US President Donald Trump said on July 18 that a 100-year deal is needed with Iran, adding that the 2015 nuclear deal was “a disaster” most importantly because it would be ending soon.
This was the second time in less than a day that Trump has criticized the Joint Comprehensive Plan of Action (JCPOA) for its short term.
First, he said during a cabinet meeting on July 18 that the agreement made under former Secretary of State John Kerry and then-President Barack Obama was a disaster, as $1.8 billion was given in cash, “like cash from your pocket,” to Iran.
“We had an agreement that did not give us inspection rights to places we wanted most to inspect.... Most importantly, the agreement was short-term,” Trump said, noting that very few years were left from the term of that agreement.

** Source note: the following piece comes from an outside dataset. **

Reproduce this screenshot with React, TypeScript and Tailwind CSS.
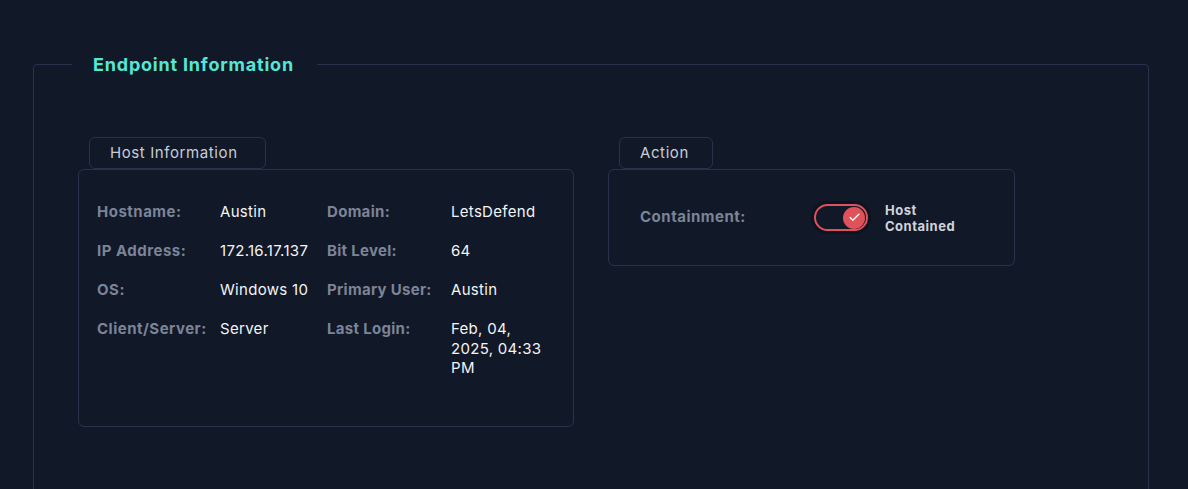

Then, speaking at a meeting to welcome Team USA for the 2019 Special Olympics World Games, he said, “You know, it’s a very short-term deal. And you can’t have a short-term deal for a country. You need a 100-year deal. You don’t need a short term. In a few years - literally in a few years - they would be on their way to a nuclear weapon. That’s unacceptable.”
Mentioning another shortcoming of JCPOA, Trump said, “Plus, they can’t do ballistic missiles, and the deal allows them to do ballistic missiles. And we have to look at other sites.”
He also touched upon the issue of inspections again, saying, “The best, the most important site we we’re not allowed to go in and look at. What kind of a deal is that?”
“I will say that Iran is a much different country right now,” he continued. “When I took over, and Mike and I came into office, Iran was the scourge of the world. They were doing 14 different sites of confliction. They were fighting and causing problems in Yemen and Syria and Iraq and all over.”
“It’s a much different country right now,” he added. “And you look at what’s happening. You look at them pulling back. And they’re not pulling back because they love us; they’re pulling back because they don’t have money.”
Trump also noted a change of behavior in Europe. “So, Iran is not the same country. They have inflation now at 75 percent,” he said. “They’re having tremendous problems within the country. They’re selling very little oil. We have an embargo. We have a stop on oil. Even the European countries are now agreeing with me.”
Looking at the prospects for the future, while suggesting a long-term deal with Iran, he went on to say, “It’s very sad what happened to Iran. All we want to do is have a fair deal. The deal that was made was a bad deal. It was not approved by Congress. A lot of problems with the deal that was made. And we can do something quickly or we can take our time. I’m in no rush.”
In another development, Iranian Foreign Minister Mohammad Javad Zarif said in New York on July 19 that Iran is prepared to join the additional protocol of the International Atomic Energy Agency (IAEA) if the United States lifts all of its sanctions.
The additional protocol would give inspectors permanent rights to inspect Iran’s nuclear establishments at any time. However, joining the additional protocol needs the approval of Supreme Leader Ayatollah Ali Khamenei and ratification by the Iranian parliament.
According to the IAEA, “The additional protocol is not a standalone agreement but rather a protocol to a safeguards agreement that provides additional tools for verification. In particular, it significantly increases the IAEA’s ability to verify the peaceful use of all nuclear material in states with comprehensive safeguards agreements.”